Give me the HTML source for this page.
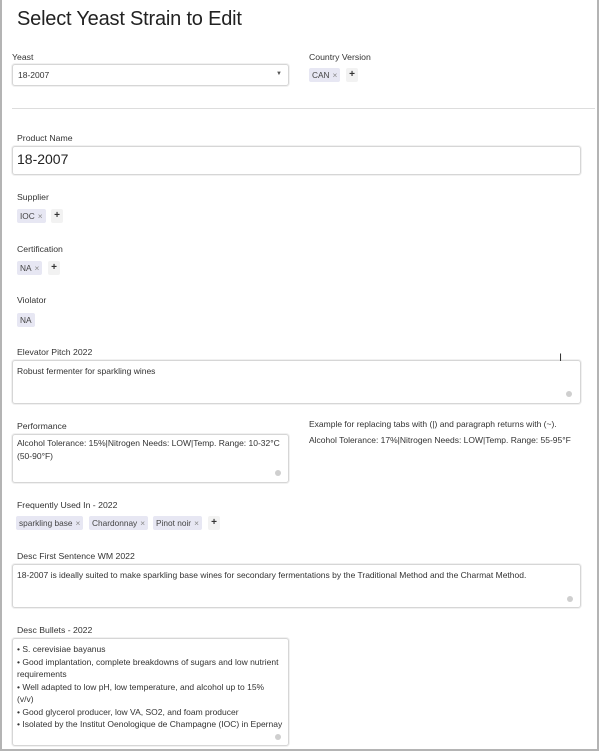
<!DOCTYPE html>
<html><head><meta charset="utf-8"><style>
*{box-sizing:border-box;margin:0;padding:0}
body{width:600px;height:753px;background:#fff;font-family:"Liberation Sans",Arial,sans-serif;color:#1f1f1f;position:relative;overflow:hidden}
.frame{position:absolute;left:0;top:0;width:599px;height:751px;border:2px solid #b4b4b4;border-top:none}
.a{position:absolute}
h1{position:absolute;left:17px;top:8px;font-size:20px;font-weight:400;color:#222;letter-spacing:-0.2px}
.lbl{position:absolute;font-size:8.7px;color:#333}
.box{position:absolute;border:1px solid #d6d6d6;border-radius:3px;background:#fff;box-shadow:0 0 0 1px #f1f1f1}
.t{position:absolute;font-size:8.5px;color:#333;line-height:12.5px}
.chip{position:absolute;height:14px;background:#e7e7f3;border-radius:2px;font-size:8.3px;color:#444;line-height:14px;padding:0 3px}
.chip .x{color:#888;margin-left:3px}
.plus{position:absolute;width:12px;height:14px;background:#f2f2f2;border-radius:2px;font-size:10px;line-height:14px;text-align:center;font-weight:bold;color:#333}
.grip{position:absolute;width:6px;height:6px;border-radius:50%;background:#cfcfcf}
</style></head><body>
<div class="frame"></div>
<h1>Select Yeast Strain to Edit</h1>

<div class="lbl" style="left:12px;top:52px">Yeast</div>
<div class="box" style="left:12px;top:64px;width:277px;height:22px"></div>
<div class="t" style="left:18px;top:69px">18-2007</div>
<div class="a" style="left:276px;top:71px;font-size:6px;color:#555">▼</div>

<div class="lbl" style="left:309px;top:52px">Country Version</div>
<div class="chip" style="left:309px;top:68px">CAN<span class="x">×</span></div>
<div class="plus" style="left:346px;top:68px">+</div>

<div class="a" style="left:12px;top:108px;width:583px;height:1px;background:#ddd"></div>

<div class="lbl" style="left:17px;top:133px">Product Name</div>
<div class="box" style="left:12px;top:146px;width:569px;height:29px"></div>
<div class="a" style="left:17px;top:151px;font-size:14px;color:#222">18-2007</div>

<div class="lbl" style="left:17px;top:192px">Supplier</div>
<div class="chip" style="left:17px;top:209px">IOC<span class="x">×</span></div>
<div class="plus" style="left:51px;top:209px">+</div>

<div class="lbl" style="left:17px;top:244px">Certification</div>
<div class="chip" style="left:17px;top:261px">NA<span class="x">×</span></div>
<div class="plus" style="left:48px;top:261px">+</div>

<div class="lbl" style="left:17px;top:295px">Violator</div>
<div class="chip" style="left:17px;top:313px">NA</div>

<div class="lbl" style="left:17px;top:347px">Elevator Pitch 2022</div>
<div class="box" style="left:12px;top:360px;width:569px;height:44px"></div>
<div class="t" style="left:17px;top:365px">Robust fermenter for sparkling wines</div>
<div class="grip" style="left:566px;top:391px"></div>
<div class="a" style="left:559px;top:352px;font-size:11px;color:#333">I</div>

<div class="lbl" style="left:17px;top:421px">Performance</div>
<div class="box" style="left:12px;top:434px;width:277px;height:49px"></div>
<div class="t" style="left:17px;top:437px;width:268px">Alcohol Tolerance: 15%|Nitrogen Needs: LOW|Temp. Range: 10-32°C<br>(50-90°F)</div>
<div class="grip" style="left:275px;top:470px"></div>
<div class="t" style="left:309px;top:418px">Example for replacing tabs with (|) and paragraph returns with (~).</div>
<div class="t" style="left:309px;top:434px">Alcohol Tolerance: 17%|Nitrogen Needs: LOW|Temp. Range: 55-95°F</div>

<div class="lbl" style="left:17px;top:500px">Frequently Used In - 2022</div>
<div class="chip" style="left:16px;top:516px">sparkling base<span class="x">×</span></div>
<div class="chip" style="left:89px;top:516px">Chardonnay<span class="x">×</span></div>
<div class="chip" style="left:153px;top:516px">Pinot noir<span class="x">×</span></div>
<div class="plus" style="left:208px;top:516px">+</div>

<div class="lbl" style="left:17px;top:551px">Desc First Sentence WM 2022</div>
<div class="box" style="left:12px;top:564px;width:569px;height:44px"></div>
<div class="t" style="left:17px;top:569px;white-space:nowrap">18-2007 is ideally suited to make sparkling base wines for secondary fermentations by the Traditional Method and the Charmat Method.</div>
<div class="grip" style="left:567px;top:596px"></div>

<div class="lbl" style="left:17px;top:625px">Desc Bullets - 2022</div>
<div class="box" style="left:12px;top:638px;width:277px;height:108px"></div>
<div class="t" style="left:17px;top:643px;width:270px">• S. cerevisiae bayanus<br>• Good implantation, complete breakdowns of sugars and low nutrient requirements<br>• Well adapted to low pH, low temperature, and alcohol up to 15%<br>(v/v)<br>• Good glycerol producer, low VA, SO2, and foam producer<br>• Isolated by the Institut Oenologique de Champagne (IOC) in Epernay</div>
<div class="grip" style="left:275px;top:734px"></div>
</body></html>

= = = = = = =

◆ **Problem to solve**: Repeat the listing in full and exactly. Leave any pictures out.

◆ **Result of this task**:
Give me the HTML source for this page.
<!DOCTYPE html>
<html><head><meta charset="utf-8"><style>
*{box-sizing:border-box;margin:0;padding:0}
body{width:600px;height:753px;background:#fff;font-family:"Liberation Sans",Arial,sans-serif;color:#1f1f1f;position:relative;overflow:hidden}
.frame{position:absolute;left:0;top:0;width:599px;height:751px;border:2px solid #b4b4b4;border-top:none}
.a{position:absolute}
h1{position:absolute;left:17px;top:8px;font-size:20px;font-weight:400;color:#222;letter-spacing:-0.2px}
.lbl{position:absolute;font-size:8.7px;color:#333}
.box{position:absolute;border:1px solid #d6d6d6;border-radius:3px;background:#fff;box-shadow:0 0 0 1px #f1f1f1}
.t{position:absolute;font-size:8.5px;color:#333;line-height:12.5px}
.chip{position:absolute;height:14px;background:#e7e7f3;border-radius:2px;font-size:8.3px;color:#444;line-height:14px;padding:0 3px}
.chip .x{color:#888;margin-left:3px}
.plus{position:absolute;width:12px;height:14px;background:#f2f2f2;border-radius:2px;font-size:10px;line-height:14px;text-align:center;font-weight:bold;color:#333}
.grip{position:absolute;width:6px;height:6px;border-radius:50%;background:#cfcfcf}
</style></head><body>
<div class="frame"></div>
<h1>Select Yeast Strain to Edit</h1>

<div class="lbl" style="left:12px;top:52px">Yeast</div>
<div class="box" style="left:12px;top:64px;width:277px;height:22px"></div>
<div class="t" style="left:18px;top:69px">18-2007</div>
<div class="a" style="left:276px;top:71px;font-size:6px;color:#555">▼</div>

<div class="lbl" style="left:309px;top:52px">Country Version</div>
<div class="chip" style="left:309px;top:68px">CAN<span class="x">×</span></div>
<div class="plus" style="left:346px;top:68px">+</div>

<div class="a" style="left:12px;top:108px;width:583px;height:1px;background:#ddd"></div>

<div class="lbl" style="left:17px;top:133px">Product Name</div>
<div class="box" style="left:12px;top:146px;width:569px;height:29px"></div>
<div class="a" style="left:17px;top:151px;font-size:14px;color:#222">18-2007</div>

<div class="lbl" style="left:17px;top:192px">Supplier</div>
<div class="chip" style="left:17px;top:209px">IOC<span class="x">×</span></div>
<div class="plus" style="left:51px;top:209px">+</div>

<div class="lbl" style="left:17px;top:244px">Certification</div>
<div class="chip" style="left:17px;top:261px">NA<span class="x">×</span></div>
<div class="plus" style="left:48px;top:261px">+</div>

<div class="lbl" style="left:17px;top:295px">Violator</div>
<div class="chip" style="left:17px;top:313px">NA</div>

<div class="lbl" style="left:17px;top:347px">Elevator Pitch 2022</div>
<div class="box" style="left:12px;top:360px;width:569px;height:44px"></div>
<div class="t" style="left:17px;top:365px">Robust fermenter for sparkling wines</div>
<div class="grip" style="left:566px;top:391px"></div>
<div class="a" style="left:559px;top:352px;font-size:11px;color:#333">I</div>

<div class="lbl" style="left:17px;top:421px">Performance</div>
<div class="box" style="left:12px;top:434px;width:277px;height:49px"></div>
<div class="t" style="left:17px;top:437px;width:268px">Alcohol Tolerance: 15%|Nitrogen Needs: LOW|Temp. Range: 10-32°C<br>(50-90°F)</div>
<div class="grip" style="left:275px;top:470px"></div>
<div class="t" style="left:309px;top:418px">Example for replacing tabs with (|) and paragraph returns with (~).</div>
<div class="t" style="left:309px;top:434px">Alcohol Tolerance: 17%|Nitrogen Needs: LOW|Temp. Range: 55-95°F</div>

<div class="lbl" style="left:17px;top:500px">Frequently Used In - 2022</div>
<div class="chip" style="left:16px;top:516px">sparkling base<span class="x">×</span></div>
<div class="chip" style="left:89px;top:516px">Chardonnay<span class="x">×</span></div>
<div class="chip" style="left:153px;top:516px">Pinot noir<span class="x">×</span></div>
<div class="plus" style="left:208px;top:516px">+</div>

<div class="lbl" style="left:17px;top:551px">Desc First Sentence WM 2022</div>
<div class="box" style="left:12px;top:564px;width:569px;height:44px"></div>
<div class="t" style="left:17px;top:569px;white-space:nowrap">18-2007 is ideally suited to make sparkling base wines for secondary fermentations by the Traditional Method and the Charmat Method.</div>
<div class="grip" style="left:567px;top:596px"></div>

<div class="lbl" style="left:17px;top:625px">Desc Bullets - 2022</div>
<div class="box" style="left:12px;top:638px;width:277px;height:108px"></div>
<div class="t" style="left:17px;top:643px;width:270px">• S. cerevisiae bayanus<br>• Good implantation, complete breakdowns of sugars and low nutrient requirements<br>• Well adapted to low pH, low temperature, and alcohol up to 15%<br>(v/v)<br>• Good glycerol producer, low VA, SO2, and foam producer<br>• Isolated by the Institut Oenologique de Champagne (IOC) in Epernay</div>
<div class="grip" style="left:275px;top:734px"></div>
</body></html>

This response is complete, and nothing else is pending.